One-Sided University of Hawaii Event to Promote Discredited Climate Lawsuits

News Release from Manufacturers’ Accountability Project, May 3, 2019

Just one week after the University of Colorado School of Law hosted a forum for advocates of Colorado’s baseless climate litigation, the University of Hawaii is following suit. Today, the University’s William S. Richardson School of Law is hosting an event to highlight the potential for climate litigation in Hawaii. Unfortunately, just like last week’s event in Colorado, the University of Hawaii’s event is set to be another biased, one-sided conversation that will deprive attendees and students from hearing both sides of this complex and contentious issue.

Although no municipality in Hawaii has moved forward with a climate lawsuit thus far, today’s panel will include activists and attorneys that are either directly suing energy manufacturers or explicitly supportive of these lawsuits. Most notable is Vic Sher of Sher Edling, the law firm representing the plaintiffs in several of the climate lawsuits that have been filed against manufacturers.

Joining Sher are Ann Carlson of the University of California Los Angeles’s Emmett Institute on Climate Change and the Environment, who is consulting for Sher on his litigation, and Alyssa Johl, a longtime anti-manufacturing activist and board member of Climate Liability News, a website created to promote these lawsuits.

Notably, Johl’s Center for Climate Integrity is the organization behind the Colorado event last week and today’s event in Hawaii. The organization is a recently-formed nonprofit that aims to “educate” policymakers and the public about the costs of climate change and “supports efforts to make climate polluters pay their fair share.”

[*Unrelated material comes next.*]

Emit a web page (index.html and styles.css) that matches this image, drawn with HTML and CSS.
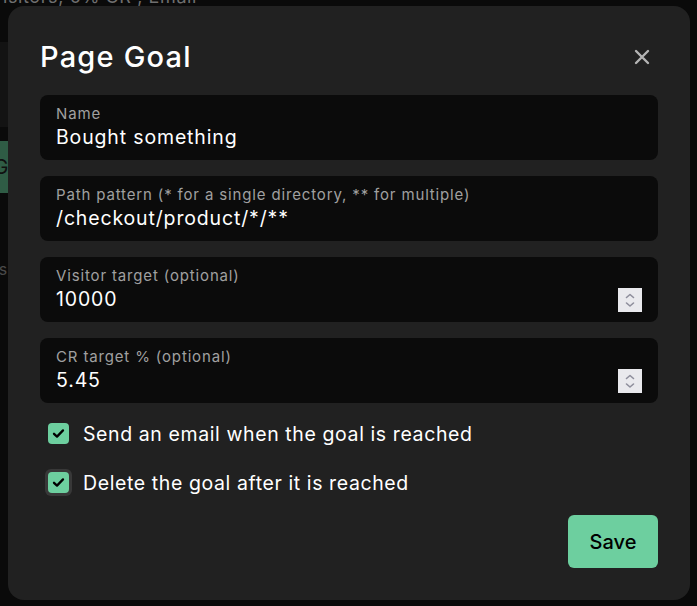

Also featured on Friday’s panel is Marti Townsend, who has led the Sierra Club in Hawaii since June 2015. Under her leadership, the Sierra Club of Hawaii has aggressively targeted energy manufacturers. Two years ago, under Townsend’s direction, the Sierra Club of Hawaii won a lawsuit where the Supreme Court of Hawaii ruled there was a state constitutional right to a clean and healthful environment. The case granted citizens the right to bring cases before the state’s public utilities commission – cases that are almost always skewed against conventional power generation.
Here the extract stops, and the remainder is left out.